Cliché but this is most likely the situation if you think a relationship will save your life’s monotony. People always have a romanticized notion of what having a boyfriend or girlfriend would make them feel like. You toy with the idea of having someone constantly with you, the dates and the candlelit dinners, but the exhilaration of having one only lasts in its early stages. If you expect too much from it you might jump into the first potential relationship you find and end up disappointed.
雖說陳詞濫調,但也確實如此:如果你以為戀愛能救你擺脫無聊乏味,那必定只是喜歡“戀愛”字面的蘊意。人們對談男女朋友總是充滿過于浪漫的幻想,覺得身邊會一直有人陪伴、能享受數不盡的約會和燭光晚餐。其實,這種情調只會短暫出現在戀愛初期。要是你懷著過高期望一頭扎進去,最后只能失望收尾。
3. You just got out of one recently.
你剛剛結束一段戀情
When you’ve just broken up with your ex, finding a rebound would seem like the most convenient solution. It’s an easy distraction from the past, all of a sudden your attention is claimed by someone else.

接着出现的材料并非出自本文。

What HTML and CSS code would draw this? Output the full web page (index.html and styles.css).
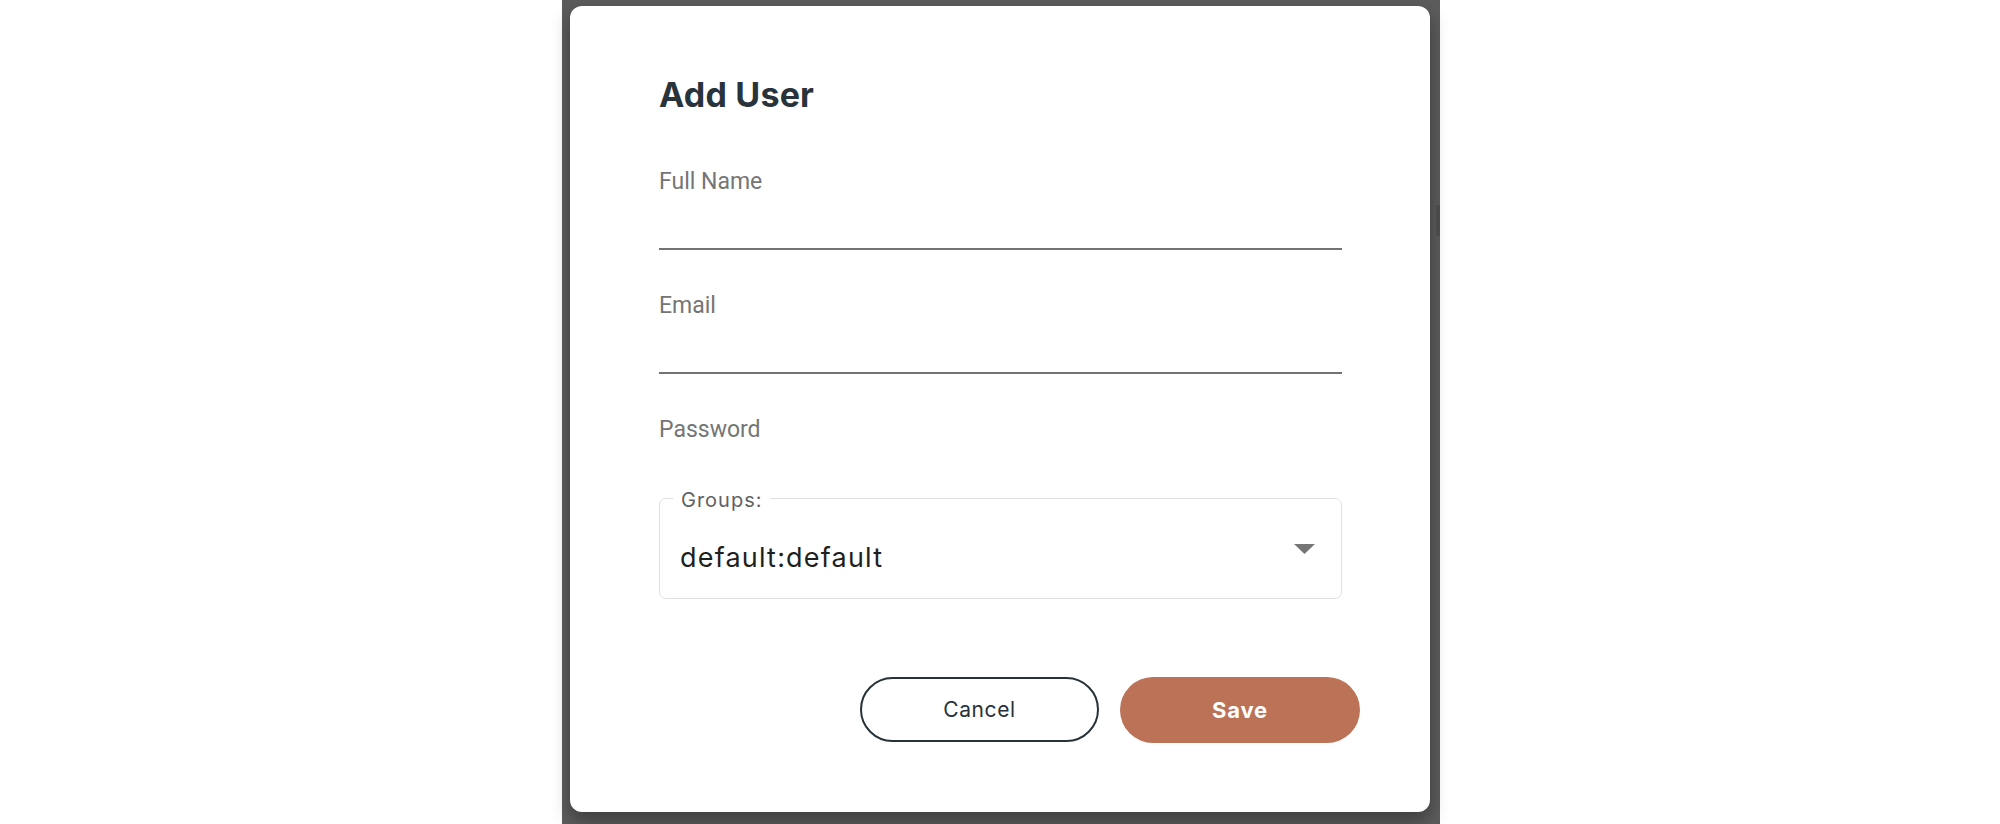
FILE: index.html
```html
<!DOCTYPE html>
<html lang="en">
<head>
<meta charset="utf-8">
<title>Add User</title>
<link rel="stylesheet" href="styles.css">
</head>
<body>
<div class="page">
  <div class="backdrop">
    <div class="scroll-thumb"></div>
    <div class="dialog">
      <h2 class="title">Add User</h2>
      <div class="field">
        <label class="label">Full Name</label>
        <div class="input underline"></div>
      </div>
      <div class="field">
        <label class="label">Email</label>
        <div class="input underline"></div>
      </div>
      <div class="field">
        <label class="label">Password</label>
        <div class="input input-plain"></div>
      </div>
      <fieldset class="groups">
        <legend class="groups-legend">Groups:</legend>
        <div class="select">
          <span class="select-value">default:default</span>
          <svg class="caret" width="21" height="10" viewBox="0 0 21 10"><path d="M0 0 H21 L10.5 10 Z" fill="#767676"/></svg>
        </div>
      </fieldset>
      <div class="actions">
        <button class="btn btn-cancel">Cancel</button>
        <button class="btn btn-save">Save</button>
      </div>
    </div>
  </div>
</div>
</body>
</html>
```
FILE: styles.css
```css
html, body {
  margin: 0;
  padding: 0;
  background: #ffffff;
}
.page {
  width: 2000px;
  height: 824px;
  display: flex;
  justify-content: flex-start;
  padding-left: 562px;
  box-sizing: border-box;
  overflow: hidden;
}
.backdrop {
  position: relative;
  width: 878px;
  height: 824px;
  background: #5c5c5c;
  padding: 6px 10px 0 8px;
  box-sizing: border-box;
}
.scroll-thumb {
  position: absolute;
  right: 0;
  top: 205px;
  width: 4px;
  height: 31px;
  background: #4a4a4a;
}
.dialog {
  width: 860px;
  height: 806px;
  background: #ffffff;
  border-radius: 12px;
  box-shadow: 0 8px 18px rgba(0,0,0,0.35);
  padding: 69px 70px 0 89px;
  box-sizing: border-box;
  display: flex;
  flex-direction: column;
}
.title {
  margin: 0;
  font-family: "Inter", sans-serif;
  font-weight: 700;
  font-size: 34px;
  line-height: 40px;
  color: #29333b;
  letter-spacing: 0.2px;
}
.field {
  width: 683px;
  display: flex;
  flex-direction: column;
}
.field:first-of-type {
  margin-top: 54px;
}
.field + .field {
  margin-top: 43px;
}
.label {
  font-family: "Roboto", sans-serif;
  font-size: 23px;
  line-height: 26px;
  color: #757575;
}
.input {
  height: 55px;
  box-sizing: border-box;
}
.input-plain {
  height: 43px;
}
.underline {
  border-bottom: 2px solid #737373;
}
.groups {
  margin: 0;
  width: 683px;
  height: 113px;
  box-sizing: border-box;
  border: 1.5px solid #e0e0e0;
  border-radius: 7px;
  padding: 0 26px 0 20px;
  min-inline-size: 0;
}
.groups-legend {
  font-family: "Inter", sans-serif;
  font-size: 20px;
  line-height: 20px;
  padding: 4px 7px 0 8px;
  letter-spacing: 1px;
  color: #616161;
  margin-left: -7px;
}
.select {
  display: flex;
  align-items: center;
  justify-content: space-between;
  height: 78px;
}
.select-value {
  font-family: "Inter", sans-serif;
  font-size: 27px;
  line-height: 32px;
  letter-spacing: 1.2px;
  color: #1f1f1f;
  padding-top: 18px;
}
.caret {
  display: block;
}
.actions {
  margin-top: 78px;
  display: flex;
  justify-content: flex-end;
  gap: 21px;
}
.btn {
  font-family: "Inter", sans-serif;
  font-size: 21px;
  letter-spacing: 0.6px;
  border-radius: 40px;
  cursor: pointer;
  box-sizing: border-box;
}
.btn-cancel {
  width: 239px;
  height: 65px;
  background: #ffffff;
  border: 2px solid #263238;
  color: #263238;
}
.btn-save {
  width: 240px;
  height: 66px;
  background: #bb7257;
  border: none;
  color: #ffffff;
  font-weight: 700;
  font-size: 22px;
  letter-spacing: 0.8px;
}
```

若你剛和前任分手,找個備胎貌似再簡單不過了。你的注意力突然轉移到了另一個人身上,自然更容易忘記過去。
However, this shortcut to recovery is also short-lived. If you’re not genuinely ready, it will show. Give it time, enjoy being single and save someone else from the heart ache.
可是,這條捷徑恢復得快,結束得也快。如果你還沒有真正準備好,后面會給你顏色看。所以,慢慢來,先享受好單身生活,別再輕易傷害到另一個人。